Вопрос, рассматриваемый в этой главе,— не в том, «является ли жадность благом». Что такое благо, мы обсуждаем в следующей главе. Вопрос в том, помогает ли возросшая тяга к деньгам или богатству объяснить экономический упадок, который наметился в Америке уже в начале 1970-х годов, то есть объяснить замедление роста, более высокую безработицу, снижение удовлетворенности трудом, а также массивные налоговые стимулы, халатность регулирующих организаций и спекулятивное безумие. Ответ положительный. Стремление к богатству конкурирует со стремлением к инновациям, поэтому многие отвернулись от последних. Также инвесторы и менеджеры стали больше интересоваться быстрой прибылью. Финансовый сектор смог значительно нарастить собственные средства, делая огромные ставки в хорошо знакомых сферах — в ипотечном кредитовании и торговле государственными ценными бумагами и иностранными валютами, а также вышел в сферы, ранее ему незнакомые,— в ценные бумаги, обеспеченные активами, и кредитно-дефолтные свопы. Рост производства и инвестиции в него замедлились. Величина материального вознаграждения в финансовом секторе способствовала тому, что все больше способной и талантливой молодежи стремилось работать именно в нем, а не в производственном секторе. Также значительные объемы капитала были перенаправлены из производственного сектора в финансовый.

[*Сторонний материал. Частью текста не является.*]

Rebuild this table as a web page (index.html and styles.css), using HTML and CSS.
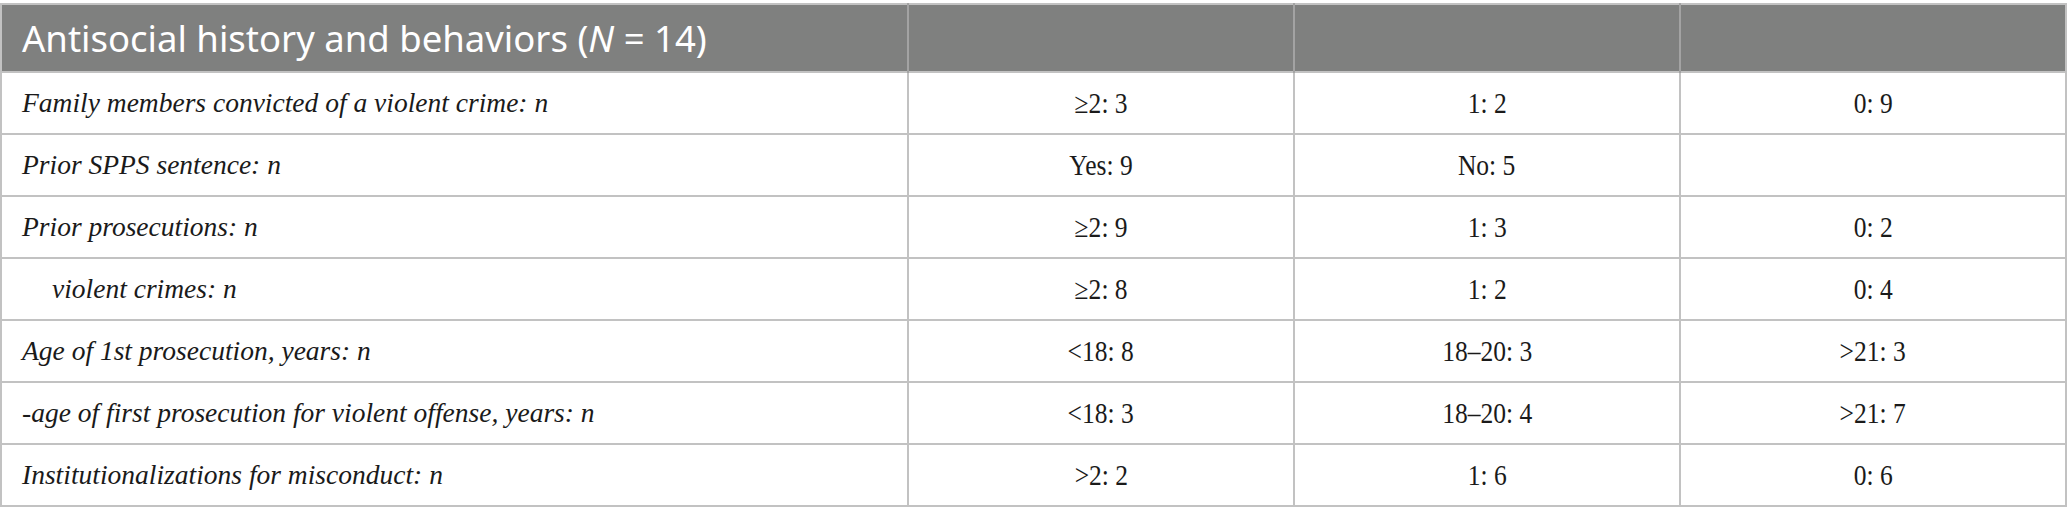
FILE: index.html
```html
<!DOCTYPE html>
<html lang="en">
<head>
<meta charset="utf-8">
<title>Antisocial history and behaviors</title>
<link rel="stylesheet" href="styles.css">
</head>
<body>
<div class="wrap">
<table class="data-table">
  <colgroup>
    <col class="col-label">
    <col class="col-val">
    <col class="col-val">
    <col class="col-val">
  </colgroup>
  <thead>
    <tr>
      <th class="head-title">Antisocial history and behaviors (<i>N</i> = 14)</th>
      <th></th>
      <th></th>
      <th></th>
    </tr>
  </thead>
  <tbody>
    <tr>
      <td class="label">Family members convicted of a violent crime: n</td>
      <td class="val"><span>&ge;2: 3</span></td>
      <td class="val"><span>1: 2</span></td>
      <td class="val"><span>0: 9</span></td>
    </tr>
    <tr>
      <td class="label">Prior SPPS sentence: n</td>
      <td class="val"><span>Yes: 9</span></td>
      <td class="val"><span>No: 5</span></td>
      <td class="val"></td>
    </tr>
    <tr>
      <td class="label">Prior prosecutions: n</td>
      <td class="val"><span>&ge;2: 9</span></td>
      <td class="val"><span>1: 3</span></td>
      <td class="val"><span>0: 2</span></td>
    </tr>
    <tr>
      <td class="label indent">violent crimes: n</td>
      <td class="val"><span>&ge;2: 8</span></td>
      <td class="val"><span>1: 2</span></td>
      <td class="val"><span>0: 4</span></td>
    </tr>
    <tr>
      <td class="label">Age of 1st prosecution, years: n</td>
      <td class="val"><span>&lt;18: 8</span></td>
      <td class="val"><span>18&ndash;20: 3</span></td>
      <td class="val"><span>&gt;21: 3</span></td>
    </tr>
    <tr>
      <td class="label">-age of first prosecution for violent offense, years: n</td>
      <td class="val"><span>&lt;18: 3</span></td>
      <td class="val"><span>18&ndash;20: 4</span></td>
      <td class="val"><span>&gt;21: 7</span></td>
    </tr>
    <tr>
      <td class="label">Institutionalizations for misconduct: n</td>
      <td class="val"><span>&gt;2: 2</span></td>
      <td class="val"><span>1: 6</span></td>
      <td class="val"><span>0: 6</span></td>
    </tr>
  </tbody>
</table>
</div>
</body>
</html>
```
FILE: styles.css
```css
html, body {
  margin: 0;
  padding: 0;
  background: #ffffff;
}

.wrap {
  padding-top: 3px;
  width: 2067px;
}

.data-table {
  width: 2066px;
  border-collapse: collapse;
  table-layout: fixed;
  border: 2px solid #c2c2c2;
}

.col-label { width: 907px; }
.col-val { width: 386px; }

.data-table th {
  background: #7f807f;
  height: 66px;
  padding: 0 0 0 20px;
  text-align: left;
  border-left: 2px solid #a3a3a3;
  font-family: "Noto Sans", "Open Sans", sans-serif;
  font-weight: 400;
  font-size: 36.5px;
  color: #ffffff;
}

.data-table th:first-child { border-left: none; }

.data-table td {
  height: 60px;
  padding: 0;
  border: 2px solid #c2c2c2;
  color: #1a1a1a;
}

.label {
  font-family: "Liberation Serif", "Times New Roman", serif;
  font-style: italic;
  font-size: 27.5px;
  padding-left: 20px !important;
}

.label.indent {
  padding-left: 50px !important;
}

.val {
  text-align: center;
  font-family: "Liberation Serif", "Times New Roman", serif;
  font-size: 29px;
}

.val span {
  display: inline-block;
  transform: scaleX(0.88);
}
```
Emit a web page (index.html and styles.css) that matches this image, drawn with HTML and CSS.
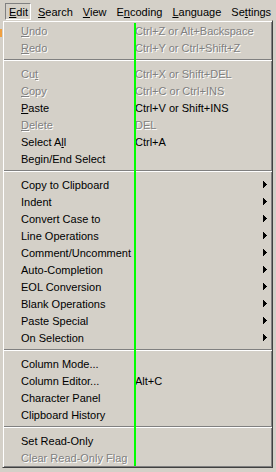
FILE: index.html
```html
<!DOCTYPE html>
<html>
<head>
  <title>Edit menu</title>
  <link rel="stylesheet" href="styles.css">
</head>
<body>
  <div class="menubar">
    <span class="top open"><u>E</u>dit</span>
    <span class="top"><u>S</u>earch</span>
    <span class="top"><u>V</u>iew</span>
    <span class="top">E<u>n</u>coding</span>
    <span class="top"><u>L</u>anguage</span>
    <span class="top">Se<u>t</u>tings</span>
  </div>

  <div class="menu">
    <div class="item off"><span class="label"><u>U</u>ndo</span><span class="key">Ctrl+Z or Alt+Backspace</span></div>
    <div class="item off"><span class="label"><u>R</u>edo</span><span class="key">Ctrl+Y or Ctrl+Shift+Z</span></div>
    <div class="sep"></div>
    <div class="item off"><span class="label">Cu<u>t</u></span><span class="key">Ctrl+X or Shift+DEL</span></div>
    <div class="item off"><span class="label"><u>C</u>opy</span><span class="key">Ctrl+C or Ctrl+INS</span></div>
    <div class="item"><span class="label"><u>P</u>aste</span><span class="key">Ctrl+V or Shift+INS</span></div>
    <div class="item off"><span class="label"><u>D</u>elete</span><span class="key">DEL</span></div>
    <div class="item"><span class="label">Select A<u>l</u>l</span><span class="key">Ctrl+A</span></div>
    <div class="item"><span class="label">Begin/End Select</span></div>
    <div class="sep"></div>
    <div class="item sub"><span class="label">Copy to Clipboard</span><svg class="arrow" width="4" height="7"><rect x="0" y="0" width="1" height="7"/><rect x="1" y="1" width="1" height="5"/><rect x="2" y="2" width="1" height="3"/><rect x="3" y="3" width="1" height="1"/></svg></div>
    <div class="item sub"><span class="label">Indent</span><svg class="arrow" width="4" height="7"><rect x="0" y="0" width="1" height="7"/><rect x="1" y="1" width="1" height="5"/><rect x="2" y="2" width="1" height="3"/><rect x="3" y="3" width="1" height="1"/></svg></div>
    <div class="item sub"><span class="label">Convert Case to</span><svg class="arrow" width="4" height="7"><rect x="0" y="0" width="1" height="7"/><rect x="1" y="1" width="1" height="5"/><rect x="2" y="2" width="1" height="3"/><rect x="3" y="3" width="1" height="1"/></svg></div>
    <div class="item sub"><span class="label">Line Operations</span><svg class="arrow" width="4" height="7"><rect x="0" y="0" width="1" height="7"/><rect x="1" y="1" width="1" height="5"/><rect x="2" y="2" width="1" height="3"/><rect x="3" y="3" width="1" height="1"/></svg></div>
    <div class="item sub"><span class="label">Comment/Uncomment</span><svg class="arrow" width="4" height="7"><rect x="0" y="0" width="1" height="7"/><rect x="1" y="1" width="1" height="5"/><rect x="2" y="2" width="1" height="3"/><rect x="3" y="3" width="1" height="1"/></svg></div>
    <div class="item sub"><span class="label">Auto-Completion</span><svg class="arrow" width="4" height="7"><rect x="0" y="0" width="1" height="7"/><rect x="1" y="1" width="1" height="5"/><rect x="2" y="2" width="1" height="3"/><rect x="3" y="3" width="1" height="1"/></svg></div>
    <div class="item sub"><span class="label">EOL Conversion</span><svg class="arrow" width="4" height="7"><rect x="0" y="0" width="1" height="7"/><rect x="1" y="1" width="1" height="5"/><rect x="2" y="2" width="1" height="3"/><rect x="3" y="3" width="1" height="1"/></svg></div>
    <div class="item sub"><span class="label">Blank Operations</span><svg class="arrow" width="4" height="7"><rect x="0" y="0" width="1" height="7"/><rect x="1" y="1" width="1" height="5"/><rect x="2" y="2" width="1" height="3"/><rect x="3" y="3" width="1" height="1"/></svg></div>
    <div class="item sub"><span class="label">Paste Special</span><svg class="arrow" width="4" height="7"><rect x="0" y="0" width="1" height="7"/><rect x="1" y="1" width="1" height="5"/><rect x="2" y="2" width="1" height="3"/><rect x="3" y="3" width="1" height="1"/></svg></div>
    <div class="item sub"><span class="label">On Selection</span><svg class="arrow" width="4" height="7"><rect x="0" y="0" width="1" height="7"/><rect x="1" y="1" width="1" height="5"/><rect x="2" y="2" width="1" height="3"/><rect x="3" y="3" width="1" height="1"/></svg></div>
    <div class="sep"></div>
    <div class="item"><span class="label">Column Mode...</span></div>
    <div class="item"><span class="label">Column Editor...</span><span class="key">Alt+C</span></div>
    <div class="item"><span class="label">Character Panel</span></div>
    <div class="item"><span class="label">Clipboard History</span></div>
    <div class="sep"></div>
    <div class="item"><span class="label">Set Read-Only</span></div>
    <div class="item off"><span class="label">Clear Read-Only Flag</span></div>
  </div>

  <!-- bits of the window under the menu, and the edge marker on top -->
  <div class="toolbar-bit"></div>
  <div class="guide"></div>
</body>
</html>
```

FILE: styles.css
```css
html, body {
  margin: 0;
  height: 100%;
}
body {
  position: relative;
  overflow: hidden;
  background: #d4d0c8;
  color: #000;
  font-family: "Liberation Sans", Arial, sans-serif;
  font-size: 11px;
}
u {
  text-underline-offset: 1px;
}

/* menu bar */
.menubar {
  display: flex;
  height: 20px;
  padding-left: 5px;
}
.top {
  box-sizing: border-box;
  height: 17px;
  margin-top: 3px;
  padding: 0 4px;
  line-height: 17px;
  border: 1px solid transparent;
  white-space: nowrap;
}
.top.open {
  padding: 0 2px 0 3px;
  margin-right: 2px;
  border-color: #808080 #fff #fff #808080;
}

/* dropdown */
.menu {
  box-sizing: border-box;
  width: 271px;
  margin-left: 2px;
  padding: 1px;
  border: 1px solid;
  border-color: #d4d0c8 #404040 #404040 #d4d0c8;
  box-shadow: inset 1px 1px #fff, inset -1px -1px #808080;
}
.item {
  display: flex;
  align-items: flex-start;
  height: 17px;
  padding: 0 4px 0 17px;
  line-height: 19px;
  white-space: nowrap;
}
.label {
  flex: none;
  width: 114px;
}
.key {
  flex: 1;
}
.off {
  color: #808080;
  text-shadow: 1px 1px 0 #fff;
}
.arrow {
  margin: 5px 0 0 auto;
  fill: #000;
  shape-rendering: crispEdges;
}
.sep {
  margin: 3px -1px 4px 0;
  border-top: 1px solid #808080;
  border-bottom: 1px solid #fff;
}

.toolbar-bit {
  position: absolute;
  left: 0;
  top: 29px;
  width: 2px;
  height: 8px;
  background: #f0a040;
}
.guide {
  position: absolute;
  left: 134px;
  top: 23px;
  width: 2px;
  height: 443px;
  background: #00ff00;
}
```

Поскольку эти процессы носили глобальный характер, невозможно было ограничиться только привлечением иностранных сбережений: какую-то часть внутренних производственных инвестиций неизбежно пришлось свернуть.
Нет никаких сомнений в том, что и за желанием судиться по каждому поводу, распространившимся в американском обществе, тоже стоит едва ли не навязчивое стремление к деньгам. Те, кто завидует талантам других, знают, что с этим почти ничего не поделать, но люди, завидующие богатству других, могут воспользоваться подвернувшимися возможностями — или при необходимости подстроить так, чтобы подать против соперников иск. Культура судебного преследования, несомненно, обернулась для инновационной экономики утратой части ее динамизма. У людей, тратящих свое время и силы на судебное преследование друг друга, не остается времени и сил для инноваций. Один предприниматель из Кремниевой долины как-то отметил, что сегодня стартапу нужно столько же юристов, сколько и инженеров.